Quando parlo con i detenuti, mi appare chiaro come nessuno, avendo perso la speranza, possa ritrovarla da solo. E’ necessario che ti raggiunga attraverso qualcuno. Vale per Garcia e per me: anch’io infatti sono tentato di pensare che la mia letizia si trovi al di là di ciò che vivo adesso o nei frutti del mio lavoro, mettendo tra parentesi Colui che dà un senso a tutto. Frenk viene dal Camerun, da alcuni mesi non partecipa ai nostri incontri perché si trova in cella d’isolamento per cattiva condotta. Dopo molte richieste, finalmente mi permettono di incontrarlo per pochi minuti.
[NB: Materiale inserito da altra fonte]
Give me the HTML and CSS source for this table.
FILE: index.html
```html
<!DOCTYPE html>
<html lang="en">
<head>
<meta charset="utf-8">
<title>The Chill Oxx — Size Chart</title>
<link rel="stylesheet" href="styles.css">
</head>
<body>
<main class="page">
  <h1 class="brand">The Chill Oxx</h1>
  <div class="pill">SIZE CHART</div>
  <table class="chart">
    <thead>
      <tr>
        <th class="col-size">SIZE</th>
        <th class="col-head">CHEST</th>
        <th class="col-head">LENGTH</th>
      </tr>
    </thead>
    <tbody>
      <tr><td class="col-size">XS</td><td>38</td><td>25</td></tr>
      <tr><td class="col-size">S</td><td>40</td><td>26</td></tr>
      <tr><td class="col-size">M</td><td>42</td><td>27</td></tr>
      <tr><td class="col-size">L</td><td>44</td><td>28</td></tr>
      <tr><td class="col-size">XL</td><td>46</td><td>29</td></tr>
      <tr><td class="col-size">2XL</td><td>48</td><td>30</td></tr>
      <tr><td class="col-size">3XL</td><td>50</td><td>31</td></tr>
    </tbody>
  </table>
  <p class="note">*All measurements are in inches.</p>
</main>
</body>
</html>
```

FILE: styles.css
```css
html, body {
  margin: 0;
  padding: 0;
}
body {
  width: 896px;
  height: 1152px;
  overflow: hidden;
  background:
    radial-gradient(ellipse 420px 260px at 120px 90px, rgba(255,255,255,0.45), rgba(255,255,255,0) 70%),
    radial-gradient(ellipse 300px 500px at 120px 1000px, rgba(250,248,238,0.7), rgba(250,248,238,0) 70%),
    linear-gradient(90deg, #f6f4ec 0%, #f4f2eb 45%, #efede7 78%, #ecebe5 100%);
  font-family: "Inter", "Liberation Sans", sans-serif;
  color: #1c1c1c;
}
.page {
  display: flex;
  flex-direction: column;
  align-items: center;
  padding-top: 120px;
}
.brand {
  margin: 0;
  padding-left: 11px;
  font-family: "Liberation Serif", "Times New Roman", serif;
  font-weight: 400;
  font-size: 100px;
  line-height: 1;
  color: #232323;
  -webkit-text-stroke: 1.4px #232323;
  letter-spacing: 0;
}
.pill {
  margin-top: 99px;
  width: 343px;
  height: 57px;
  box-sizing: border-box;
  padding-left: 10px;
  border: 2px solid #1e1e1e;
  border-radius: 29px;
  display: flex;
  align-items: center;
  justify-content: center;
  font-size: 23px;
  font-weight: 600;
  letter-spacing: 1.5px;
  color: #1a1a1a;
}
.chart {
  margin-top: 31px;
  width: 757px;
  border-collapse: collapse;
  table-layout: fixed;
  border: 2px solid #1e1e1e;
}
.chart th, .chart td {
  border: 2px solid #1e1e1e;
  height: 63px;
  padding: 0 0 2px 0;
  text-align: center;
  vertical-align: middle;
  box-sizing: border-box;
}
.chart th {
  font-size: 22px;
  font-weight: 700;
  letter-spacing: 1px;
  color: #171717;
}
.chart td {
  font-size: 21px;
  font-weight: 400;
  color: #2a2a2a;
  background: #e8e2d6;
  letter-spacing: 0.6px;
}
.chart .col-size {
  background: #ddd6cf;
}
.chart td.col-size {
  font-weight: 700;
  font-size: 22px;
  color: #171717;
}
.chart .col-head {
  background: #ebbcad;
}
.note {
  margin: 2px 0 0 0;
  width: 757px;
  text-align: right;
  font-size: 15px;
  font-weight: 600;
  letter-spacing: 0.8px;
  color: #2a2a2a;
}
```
Un poliziotto mi scorta, da un cancello all’altro, in un percorso che ricorda i gironi infernali di Dante. La cella è completamente chiusa da un porta blindata. Non l’hanno avvertito del mio arrivo: non dimenticherò mai lo sguardo stupito e lieto che mi rivolge quando i suoi occhi incontrano i miei. L’ambiente è piccolissimo: un comodino, una sedia, un’asse appesa alla parete che di notte diventa il letto, senza materasso. “Padre, che cosa puoi fare per me?” mi chiede Frenk dopo un lungo momento di silenzio. “Ti posso confessare” gli rispondo. Lui crolla letteralmente in ginocchio e io lo assolvo, da dietro le sbarre, dopo avere ascoltato i suoi peccati. Capisco che ciascuno di noi può essere lieto, anche nelle circostanze più terribili, solo se riconosce che c’è qualcuno, presente oggi, che ha a cuore il tuo destino, che ti ama.